Task description:
Copy out the lines that have "Generate" in them.

Provided entries:

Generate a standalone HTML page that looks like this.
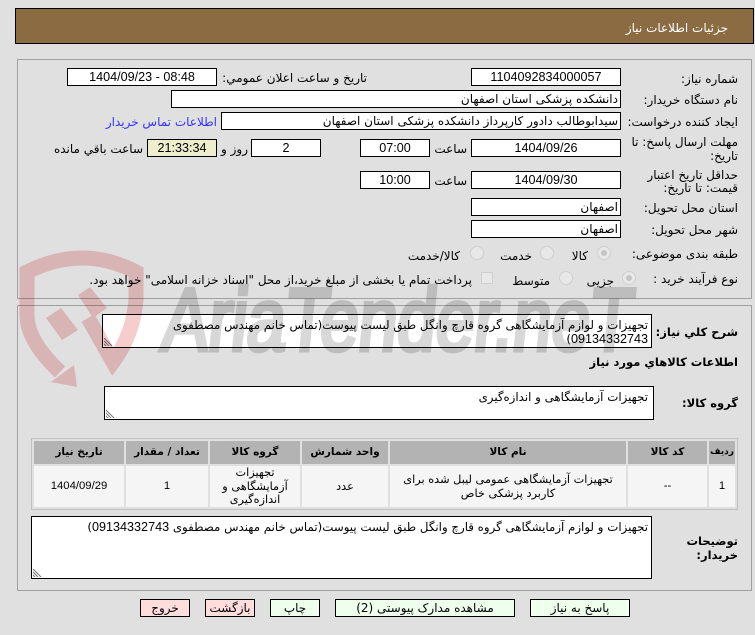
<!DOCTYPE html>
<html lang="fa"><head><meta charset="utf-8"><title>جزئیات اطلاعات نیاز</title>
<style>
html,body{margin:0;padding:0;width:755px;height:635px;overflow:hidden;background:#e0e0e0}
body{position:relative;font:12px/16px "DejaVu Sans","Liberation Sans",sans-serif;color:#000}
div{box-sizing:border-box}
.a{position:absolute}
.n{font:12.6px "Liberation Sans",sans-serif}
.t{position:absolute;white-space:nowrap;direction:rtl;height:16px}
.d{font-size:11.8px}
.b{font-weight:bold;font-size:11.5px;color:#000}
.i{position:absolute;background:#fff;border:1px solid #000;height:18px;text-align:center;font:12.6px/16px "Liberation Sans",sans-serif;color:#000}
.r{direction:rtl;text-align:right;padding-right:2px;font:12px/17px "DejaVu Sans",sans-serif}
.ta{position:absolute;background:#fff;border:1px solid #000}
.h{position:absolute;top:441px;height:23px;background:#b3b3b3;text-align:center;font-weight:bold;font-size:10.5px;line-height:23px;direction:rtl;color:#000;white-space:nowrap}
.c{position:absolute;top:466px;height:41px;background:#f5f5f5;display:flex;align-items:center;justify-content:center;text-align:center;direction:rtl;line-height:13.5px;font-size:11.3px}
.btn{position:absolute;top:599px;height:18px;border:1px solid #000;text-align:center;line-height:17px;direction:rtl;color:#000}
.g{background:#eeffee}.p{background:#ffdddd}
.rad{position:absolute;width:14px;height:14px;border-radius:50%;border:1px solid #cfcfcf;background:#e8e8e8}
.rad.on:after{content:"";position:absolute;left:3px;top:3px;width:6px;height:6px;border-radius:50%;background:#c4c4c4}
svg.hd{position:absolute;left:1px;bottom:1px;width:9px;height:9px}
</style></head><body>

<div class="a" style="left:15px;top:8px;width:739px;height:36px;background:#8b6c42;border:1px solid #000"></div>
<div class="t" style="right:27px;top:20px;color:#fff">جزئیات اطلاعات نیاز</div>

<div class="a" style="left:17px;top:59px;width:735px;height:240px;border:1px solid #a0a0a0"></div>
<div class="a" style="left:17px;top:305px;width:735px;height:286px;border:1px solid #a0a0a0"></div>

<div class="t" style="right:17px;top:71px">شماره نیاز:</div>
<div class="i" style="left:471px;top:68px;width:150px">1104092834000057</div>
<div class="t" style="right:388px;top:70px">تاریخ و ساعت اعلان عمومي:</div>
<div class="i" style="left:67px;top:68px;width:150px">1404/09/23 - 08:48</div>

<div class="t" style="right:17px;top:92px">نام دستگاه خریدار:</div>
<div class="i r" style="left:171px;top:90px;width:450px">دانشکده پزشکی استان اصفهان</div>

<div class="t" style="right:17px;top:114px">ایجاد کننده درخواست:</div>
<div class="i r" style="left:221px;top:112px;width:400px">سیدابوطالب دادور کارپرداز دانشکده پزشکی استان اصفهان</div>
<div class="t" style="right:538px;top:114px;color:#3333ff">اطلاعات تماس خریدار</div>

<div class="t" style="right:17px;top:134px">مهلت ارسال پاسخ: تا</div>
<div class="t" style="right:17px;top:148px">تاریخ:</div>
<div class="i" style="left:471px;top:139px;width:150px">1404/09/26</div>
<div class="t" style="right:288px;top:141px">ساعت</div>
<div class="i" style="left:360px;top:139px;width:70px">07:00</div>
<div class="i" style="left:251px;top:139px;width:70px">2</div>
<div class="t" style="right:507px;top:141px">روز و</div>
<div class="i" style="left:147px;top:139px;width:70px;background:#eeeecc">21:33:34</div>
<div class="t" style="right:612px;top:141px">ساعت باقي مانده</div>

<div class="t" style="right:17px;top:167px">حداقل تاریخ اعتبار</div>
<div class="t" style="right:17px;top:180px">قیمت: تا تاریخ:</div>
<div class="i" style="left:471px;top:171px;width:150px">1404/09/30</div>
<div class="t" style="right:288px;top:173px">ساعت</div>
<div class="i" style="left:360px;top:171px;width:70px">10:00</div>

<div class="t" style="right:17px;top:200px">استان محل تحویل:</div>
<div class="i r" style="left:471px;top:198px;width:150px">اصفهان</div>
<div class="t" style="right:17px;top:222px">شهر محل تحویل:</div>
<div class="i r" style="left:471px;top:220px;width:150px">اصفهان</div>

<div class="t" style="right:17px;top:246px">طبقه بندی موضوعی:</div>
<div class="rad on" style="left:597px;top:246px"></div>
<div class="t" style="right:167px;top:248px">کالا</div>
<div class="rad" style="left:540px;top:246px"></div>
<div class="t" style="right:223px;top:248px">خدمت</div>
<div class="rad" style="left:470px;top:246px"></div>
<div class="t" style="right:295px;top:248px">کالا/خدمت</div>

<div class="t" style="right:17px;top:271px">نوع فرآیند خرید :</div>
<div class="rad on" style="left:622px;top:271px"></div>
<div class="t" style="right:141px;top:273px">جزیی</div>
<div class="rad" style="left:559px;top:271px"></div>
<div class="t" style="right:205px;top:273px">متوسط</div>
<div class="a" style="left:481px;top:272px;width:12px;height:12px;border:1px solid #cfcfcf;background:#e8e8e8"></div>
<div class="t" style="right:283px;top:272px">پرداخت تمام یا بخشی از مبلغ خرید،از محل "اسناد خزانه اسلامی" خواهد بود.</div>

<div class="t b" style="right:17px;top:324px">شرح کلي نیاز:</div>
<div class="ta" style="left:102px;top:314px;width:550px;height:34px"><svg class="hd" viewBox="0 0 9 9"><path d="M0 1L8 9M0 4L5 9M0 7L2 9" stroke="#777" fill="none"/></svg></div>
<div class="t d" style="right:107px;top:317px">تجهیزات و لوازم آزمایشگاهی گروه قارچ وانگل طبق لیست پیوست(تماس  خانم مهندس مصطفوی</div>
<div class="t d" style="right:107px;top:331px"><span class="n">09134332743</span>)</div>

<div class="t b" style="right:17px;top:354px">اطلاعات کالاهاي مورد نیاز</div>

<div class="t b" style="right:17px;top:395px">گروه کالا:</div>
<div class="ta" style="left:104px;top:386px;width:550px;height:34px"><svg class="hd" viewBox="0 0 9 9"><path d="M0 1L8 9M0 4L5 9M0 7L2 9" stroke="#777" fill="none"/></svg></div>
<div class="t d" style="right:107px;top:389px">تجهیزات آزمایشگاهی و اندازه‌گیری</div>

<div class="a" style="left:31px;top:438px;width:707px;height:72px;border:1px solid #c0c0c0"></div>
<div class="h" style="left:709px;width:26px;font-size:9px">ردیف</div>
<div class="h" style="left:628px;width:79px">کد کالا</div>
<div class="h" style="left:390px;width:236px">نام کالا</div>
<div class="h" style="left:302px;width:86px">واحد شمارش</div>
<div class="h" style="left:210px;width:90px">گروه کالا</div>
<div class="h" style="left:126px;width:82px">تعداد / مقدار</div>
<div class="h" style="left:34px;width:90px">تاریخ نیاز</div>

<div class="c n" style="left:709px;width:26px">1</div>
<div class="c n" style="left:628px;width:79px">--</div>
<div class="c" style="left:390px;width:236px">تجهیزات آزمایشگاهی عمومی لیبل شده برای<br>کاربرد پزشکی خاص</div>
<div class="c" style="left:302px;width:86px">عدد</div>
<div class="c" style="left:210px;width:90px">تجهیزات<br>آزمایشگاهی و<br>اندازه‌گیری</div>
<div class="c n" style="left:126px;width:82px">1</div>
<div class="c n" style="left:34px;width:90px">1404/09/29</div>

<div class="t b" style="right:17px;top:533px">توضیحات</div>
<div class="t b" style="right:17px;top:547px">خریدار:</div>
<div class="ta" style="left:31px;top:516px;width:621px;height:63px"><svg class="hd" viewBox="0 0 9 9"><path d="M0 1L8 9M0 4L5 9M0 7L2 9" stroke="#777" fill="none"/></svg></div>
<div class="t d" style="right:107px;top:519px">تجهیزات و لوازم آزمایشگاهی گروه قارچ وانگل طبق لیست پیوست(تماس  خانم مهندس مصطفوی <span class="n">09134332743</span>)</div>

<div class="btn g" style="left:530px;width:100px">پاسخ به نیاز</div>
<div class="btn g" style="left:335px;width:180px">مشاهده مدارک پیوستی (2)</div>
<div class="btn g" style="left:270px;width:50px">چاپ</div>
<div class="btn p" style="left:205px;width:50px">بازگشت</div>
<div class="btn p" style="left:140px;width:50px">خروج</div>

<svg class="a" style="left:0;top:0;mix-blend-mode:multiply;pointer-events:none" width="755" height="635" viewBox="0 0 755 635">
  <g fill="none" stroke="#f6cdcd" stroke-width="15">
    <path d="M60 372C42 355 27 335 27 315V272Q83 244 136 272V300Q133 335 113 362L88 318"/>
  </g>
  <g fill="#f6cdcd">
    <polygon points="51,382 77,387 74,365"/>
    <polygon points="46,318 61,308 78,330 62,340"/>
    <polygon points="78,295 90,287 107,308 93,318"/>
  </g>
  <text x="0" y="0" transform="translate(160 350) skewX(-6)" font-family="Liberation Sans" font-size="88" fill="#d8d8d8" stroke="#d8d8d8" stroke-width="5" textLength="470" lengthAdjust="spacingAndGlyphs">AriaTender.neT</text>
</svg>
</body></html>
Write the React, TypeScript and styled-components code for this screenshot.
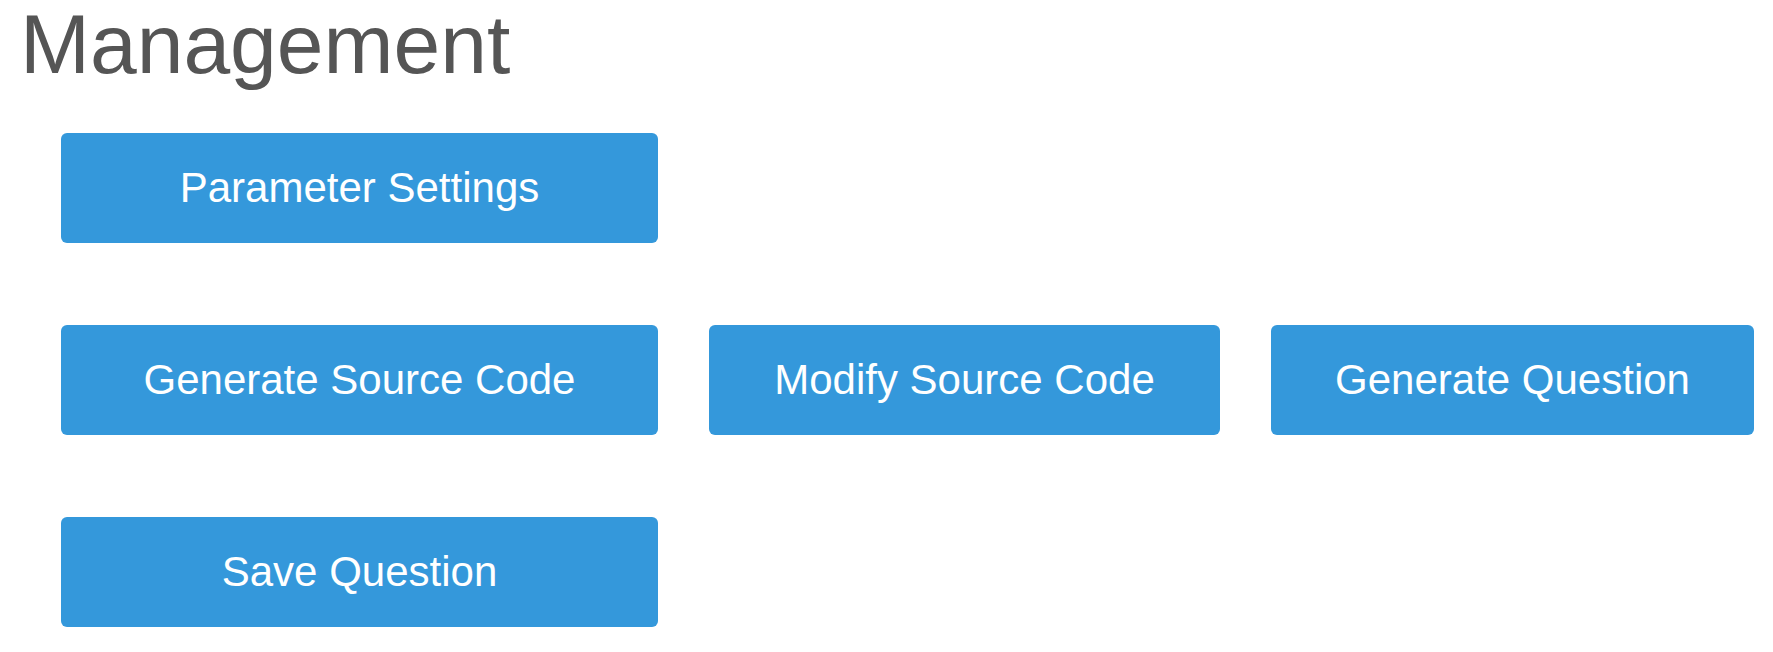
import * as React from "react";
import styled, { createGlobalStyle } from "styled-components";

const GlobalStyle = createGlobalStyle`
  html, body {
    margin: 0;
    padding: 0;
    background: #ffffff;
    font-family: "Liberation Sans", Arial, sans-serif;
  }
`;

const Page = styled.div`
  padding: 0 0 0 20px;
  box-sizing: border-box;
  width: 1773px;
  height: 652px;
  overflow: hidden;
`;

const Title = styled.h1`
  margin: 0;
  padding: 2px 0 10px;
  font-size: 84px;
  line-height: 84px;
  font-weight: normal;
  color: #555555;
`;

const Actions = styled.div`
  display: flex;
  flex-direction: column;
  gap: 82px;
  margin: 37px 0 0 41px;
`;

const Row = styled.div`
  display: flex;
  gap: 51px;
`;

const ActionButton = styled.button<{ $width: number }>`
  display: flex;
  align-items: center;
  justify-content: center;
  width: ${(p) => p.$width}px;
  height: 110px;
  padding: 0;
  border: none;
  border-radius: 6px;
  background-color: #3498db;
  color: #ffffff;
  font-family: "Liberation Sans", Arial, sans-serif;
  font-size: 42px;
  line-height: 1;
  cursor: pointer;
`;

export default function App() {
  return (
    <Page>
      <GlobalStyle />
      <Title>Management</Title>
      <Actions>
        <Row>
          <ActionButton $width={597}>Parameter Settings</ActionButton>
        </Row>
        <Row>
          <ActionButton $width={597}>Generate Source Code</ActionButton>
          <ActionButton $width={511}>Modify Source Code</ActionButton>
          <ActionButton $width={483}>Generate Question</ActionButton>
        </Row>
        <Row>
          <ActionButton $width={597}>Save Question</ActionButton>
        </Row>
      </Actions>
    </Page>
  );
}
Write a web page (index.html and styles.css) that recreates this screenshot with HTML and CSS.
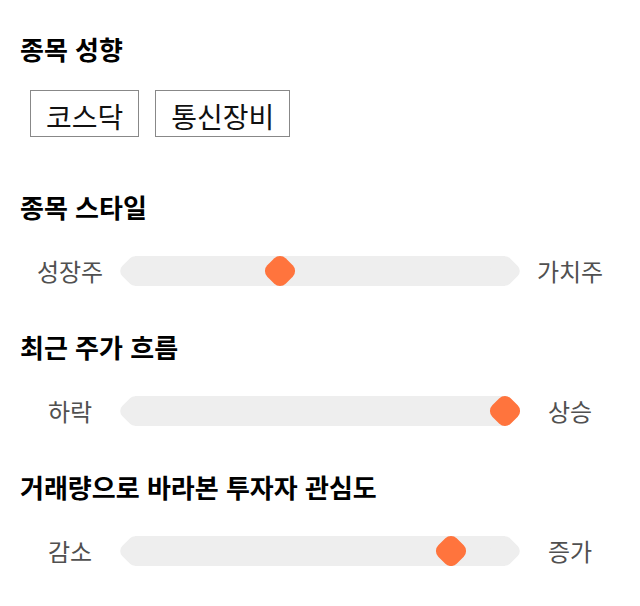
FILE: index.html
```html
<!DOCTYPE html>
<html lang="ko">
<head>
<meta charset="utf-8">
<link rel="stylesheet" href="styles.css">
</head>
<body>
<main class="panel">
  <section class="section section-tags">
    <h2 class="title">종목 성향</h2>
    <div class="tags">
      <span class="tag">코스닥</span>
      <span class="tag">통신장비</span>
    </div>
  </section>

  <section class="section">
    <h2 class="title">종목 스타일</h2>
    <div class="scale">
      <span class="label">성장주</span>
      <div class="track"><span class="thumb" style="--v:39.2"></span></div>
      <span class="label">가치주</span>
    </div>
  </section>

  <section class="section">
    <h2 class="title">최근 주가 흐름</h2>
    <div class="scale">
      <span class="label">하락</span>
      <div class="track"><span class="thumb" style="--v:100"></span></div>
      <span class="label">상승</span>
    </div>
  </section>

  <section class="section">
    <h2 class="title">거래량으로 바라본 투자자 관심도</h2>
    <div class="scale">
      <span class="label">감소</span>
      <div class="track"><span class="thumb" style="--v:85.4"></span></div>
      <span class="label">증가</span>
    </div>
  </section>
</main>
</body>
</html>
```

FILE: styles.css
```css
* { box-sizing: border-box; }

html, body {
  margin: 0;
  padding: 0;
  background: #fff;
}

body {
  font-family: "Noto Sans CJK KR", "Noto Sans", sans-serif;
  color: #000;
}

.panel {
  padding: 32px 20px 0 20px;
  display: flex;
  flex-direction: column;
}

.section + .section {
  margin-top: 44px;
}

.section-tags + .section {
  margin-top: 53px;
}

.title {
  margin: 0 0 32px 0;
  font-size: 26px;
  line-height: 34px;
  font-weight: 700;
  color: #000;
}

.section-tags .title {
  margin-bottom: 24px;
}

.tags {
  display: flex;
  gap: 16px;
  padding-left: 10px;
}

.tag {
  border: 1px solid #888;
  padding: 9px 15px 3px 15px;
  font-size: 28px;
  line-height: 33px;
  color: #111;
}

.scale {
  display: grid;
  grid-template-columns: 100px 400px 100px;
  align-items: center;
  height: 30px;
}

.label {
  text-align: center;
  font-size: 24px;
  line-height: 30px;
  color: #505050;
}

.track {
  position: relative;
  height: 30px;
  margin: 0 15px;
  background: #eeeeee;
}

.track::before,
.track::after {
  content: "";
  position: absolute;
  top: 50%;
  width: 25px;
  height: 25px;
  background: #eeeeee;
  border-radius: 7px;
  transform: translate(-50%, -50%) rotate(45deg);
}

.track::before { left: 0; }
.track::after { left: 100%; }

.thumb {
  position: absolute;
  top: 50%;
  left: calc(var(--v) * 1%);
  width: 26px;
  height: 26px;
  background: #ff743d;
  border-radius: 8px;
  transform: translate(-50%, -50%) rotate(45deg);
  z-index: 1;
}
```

Expected answer:
Generate a standalone HTML page that looks like this.
          <ActionButton $width={597}>Generate Source Code</ActionButton>
          <ActionButton $width={483}>Generate Question</ActionButton>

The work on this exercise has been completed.